One of Joshua Bruckert's favorite activities has now led him to a national FFA award.

The Sauk Prairie FFA member has always been drawn to the outdoors and hunting and eventually channeled that interest into a Supervised Agricultural Experience (SAE) in Wildlife Production and Management.

He was recently recognized for the quality of that project at the National FFA Convention in Indianapolis, winning one of four national proficiency awards earned by Wisconsin members. (See related stories.)

Bruckert's advisor Troy Talford has been with the Sauk Prairie FFA chapter since 2006 and worked with him for four years.

"In the introductory classes, students develop their SAE's," Talford explained, "and some don't know what they're interested in, but Josh always had a love for hunting.

"We talked about how he could work on improving habitat but he didn't know how he could do that since the land where he hunts doesn't belong to him or his family."

The advisor and student together came up with an agreement between the FFA member and the landowner - a man who Josh says is more like his second dad, and who is his own dad's best friend, Brian Kindschi.

The plan they all came up with is one designed to improve the habitat in many ways on the 280-acre farm while also creating better hunting for all who use the land.

"Josh has done a lot of monitoring of wildlife populations and he records all that information on his smart phone to give him some idea of what the numbers of wildlife are that exist on the property."

The land supports good populations of deer and turkeys but it has done much better since the habitat improvement.

Bruckert also did some work on several existing ponds on the property that predated his SAE, as well as monitoring water quality.

Putting in food plots was another major part of his project. "He researched what food plots would be the best for the different species on the land and tailored the food plots to those species."

Eight food plots on the tract of land cover about nine acres but the total acres that have been improved for wildlife habitat includes 30-35, Bruckert said. The improvements have resulted in a much higher wildlife population on the land, with a much healthier deer and turkey population.

On much of that Sauk County farm he planted rows of trees to feed the wildlife - apple trees, berry bushes, oaks and maples. "There are now plenty of food sources," he said, "and the number and quality of trophy bucks are starting to show a benefit.

"It has turned into a property Uncle Brian can be proud of." The improvement in the kind and number of deer on the land now has exceeded Bruckert's expectations. "I didn't expect to see this kind of change in only four years."

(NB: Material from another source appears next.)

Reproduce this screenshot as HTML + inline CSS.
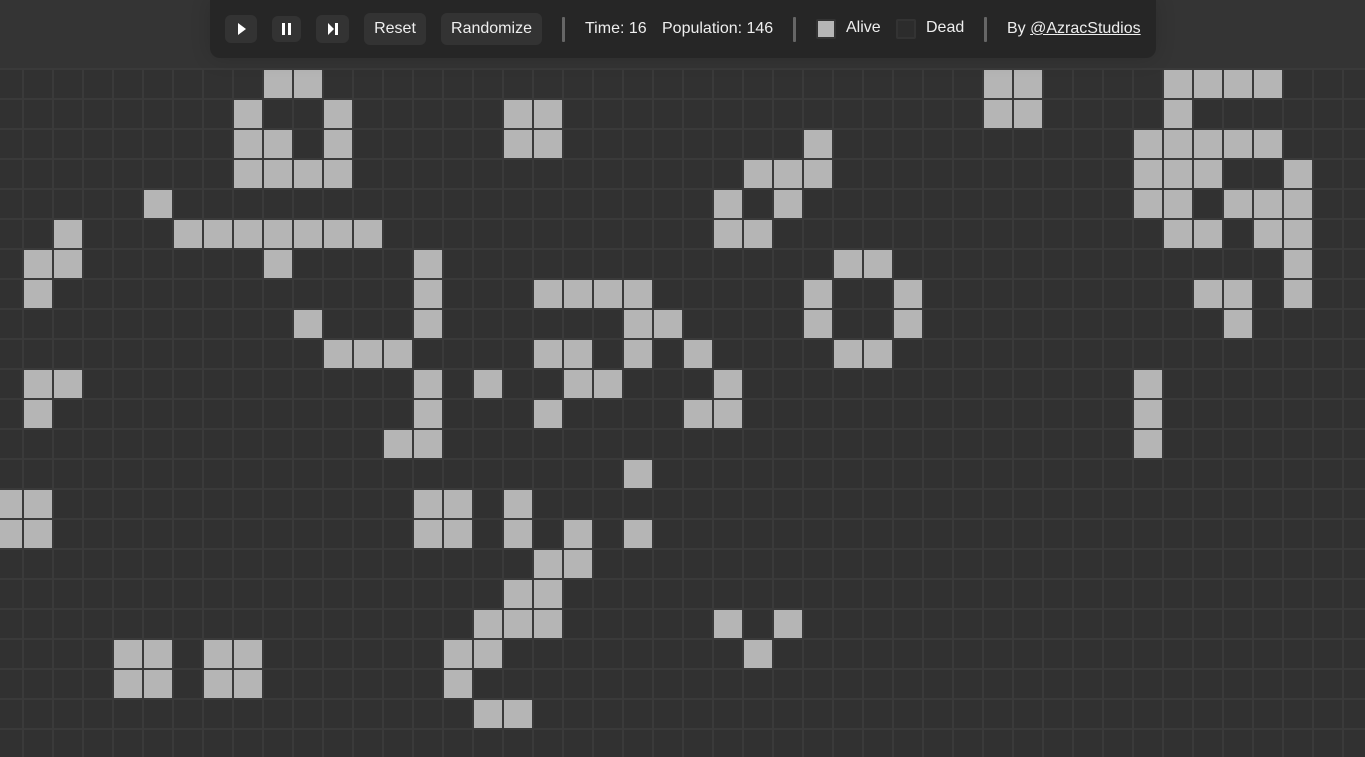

One of the first things that happened on that land was that Bruckert convinced Kindschi to remove cattle from the pastures, which made an immediate improvement in habitat.

His farming operation includes raising beef cattle and custom raising heifers for dairy farms, so those animals were moved to other locations to improve this land for wildlife.

"I'm so thankful to have had Brian there to help me with this project and help me along."

Another part of his project involved determining the carrying capacity of the land, with regard to deer populations, and how many deer could be harvested without hurting the population.

Other projects the FFA member carried out on that land as part of his SAE included maintenance and thinning of trees as needed, and the maintenance of several roads on the property, his advisor said.

"It's honestly a rewarding experience as a teacher to be up on stage with a kid and see the culmination of years of work on a project," Talford told Wisconsin State Farmer.

Bruckert graduated from Sauk Prairie High School last year and is now a freshman at the University of Wisconsin-Stevens Point majoring in business. He plans to transfer next year to the UW-Madison and hopes to earn degrees in agribusiness and applied economics, with a minor in wildlife ecology.

Eventually he would like to start a business that would use all the skills he has been developing. He and his best friend, who is already at UW-Madison, hope to build an agriculture consulting service when they graduate.

Part of that consulting service might also include Bruckert helping guide farmers who have a piece of land on which they want to create or improve wildlife habitat.

As for winning the award in Indianapolis, Bruckert said it was a surreal experience.

"Honestly I never thought I would get to that point. For something that started out as a class project, then winning at the state level was a joy enough. But to go forward and be nominated for the national award and then hear my name called on stage - to tell you the truth I was a little light headed."